人生とは思う通りにいかない。バカみたいな大志を抱いて大空に手を広げていたら、その進む過程で小さな夢がいつのまにか叶っていたりすることもある。でも大きな理想にばかり夢中になって、足元が見えなくなると、その獲得した小さな夢にも感謝できなくなってしまう。
樹木希林さん演じる、良多のお母さんのセリフがいちいち響く。良多は亡き父親に似ているらしく、母もずいぶんその夫に困らされたらしい。ふと「なんで男の人は、今あるところから幸せを見つけようとしないのかねぇ」と息子につぶやく。痛い、痛いよ。
自分もこのブログを始めたきっかけは、あわよくば何かのチャンスが舞い込んでこないものかと思っていたわけで。だけど実際のところ、メールが届いても荒らしのようなものだったりして、精神的に疲れてしまう。それにもし見知らぬ人から、突然仕事の依頼が来ても怖すぎる。いつしかこのブログも完全な趣味となってしまった。文章を書くのはストレス解消にもなるし。
さて良多のお母さんの言葉の一つ一つは、もしかしたら是枝監督のご母堂のお言葉なのかもしれない。
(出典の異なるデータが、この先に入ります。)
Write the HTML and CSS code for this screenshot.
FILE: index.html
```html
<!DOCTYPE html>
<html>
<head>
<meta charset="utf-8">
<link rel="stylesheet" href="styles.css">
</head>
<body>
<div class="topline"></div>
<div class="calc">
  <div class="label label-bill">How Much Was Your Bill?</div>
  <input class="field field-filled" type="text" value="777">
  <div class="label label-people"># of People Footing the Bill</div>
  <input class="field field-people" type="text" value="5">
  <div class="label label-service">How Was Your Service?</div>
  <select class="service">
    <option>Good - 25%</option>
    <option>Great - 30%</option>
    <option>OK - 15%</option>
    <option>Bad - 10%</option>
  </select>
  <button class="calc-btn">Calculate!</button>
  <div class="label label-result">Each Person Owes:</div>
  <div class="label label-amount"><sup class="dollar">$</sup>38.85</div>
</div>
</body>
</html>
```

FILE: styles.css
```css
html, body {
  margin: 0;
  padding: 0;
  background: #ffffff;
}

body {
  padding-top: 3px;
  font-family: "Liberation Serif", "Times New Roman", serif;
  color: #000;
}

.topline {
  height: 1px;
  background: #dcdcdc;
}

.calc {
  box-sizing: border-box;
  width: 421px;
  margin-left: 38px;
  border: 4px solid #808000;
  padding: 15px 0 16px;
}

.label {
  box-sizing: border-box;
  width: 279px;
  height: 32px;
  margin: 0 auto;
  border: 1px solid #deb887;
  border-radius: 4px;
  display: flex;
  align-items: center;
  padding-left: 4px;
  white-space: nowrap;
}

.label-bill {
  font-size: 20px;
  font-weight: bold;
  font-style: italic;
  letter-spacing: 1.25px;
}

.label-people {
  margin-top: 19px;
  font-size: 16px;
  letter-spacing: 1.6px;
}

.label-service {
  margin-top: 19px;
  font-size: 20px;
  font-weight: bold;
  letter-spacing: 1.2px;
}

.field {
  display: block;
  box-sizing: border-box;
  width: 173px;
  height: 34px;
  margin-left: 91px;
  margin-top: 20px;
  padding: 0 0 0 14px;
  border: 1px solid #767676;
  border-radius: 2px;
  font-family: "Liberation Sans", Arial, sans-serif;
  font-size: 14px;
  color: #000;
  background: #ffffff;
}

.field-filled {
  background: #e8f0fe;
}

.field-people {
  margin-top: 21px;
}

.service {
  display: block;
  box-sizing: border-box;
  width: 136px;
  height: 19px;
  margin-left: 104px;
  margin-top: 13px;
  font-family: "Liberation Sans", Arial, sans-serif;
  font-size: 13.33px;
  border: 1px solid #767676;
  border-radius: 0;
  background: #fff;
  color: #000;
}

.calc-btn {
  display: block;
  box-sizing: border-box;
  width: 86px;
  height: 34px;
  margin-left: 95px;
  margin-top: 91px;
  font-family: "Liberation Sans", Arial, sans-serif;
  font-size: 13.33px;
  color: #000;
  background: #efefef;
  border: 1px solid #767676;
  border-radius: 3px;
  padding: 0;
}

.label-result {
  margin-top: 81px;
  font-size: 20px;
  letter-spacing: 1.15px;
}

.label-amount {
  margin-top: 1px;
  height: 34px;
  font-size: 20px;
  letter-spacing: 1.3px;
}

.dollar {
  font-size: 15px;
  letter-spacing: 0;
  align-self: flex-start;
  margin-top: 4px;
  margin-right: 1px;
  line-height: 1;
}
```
是枝監督が無名時代に、お母さんからこんなことを言われ続けていたのではないかと想像してしまう。
今でこそ是枝監督は、世界的に有名な監督になったけれど、世の中には「自称クリエイター」は数え切れないほどいる。そのクリエイターたちが、どれだけ自身の現実と向き合えるか? 夢を抱いて不幸になるのでは本末転倒だ。
メーテルリンクの『青い鳥」ではないけれど、本当の幸せは「ここではないどこか」ではなく、「今いる場所」の足元に静かに鎮座しているものなのだろう。その幸せを見つけられるかが、生きるセンスなのかもしれない。
映画は台風接近している数日間の出来事を描いている。自分は実際に台風の日に外出できなくてこの映画を観た。なんとなく現実と映画がごちゃ混ぜになってしまった。
『海よりもまだ深く』は、自分にとってちょっと厳しいお説教を受けたような映画だった。映画を通して現実逃避もいいけれど、たまには自分の人生と対峙するきっかけになる映画もいいものだ。映画鑑賞のスタイルはいろいろある。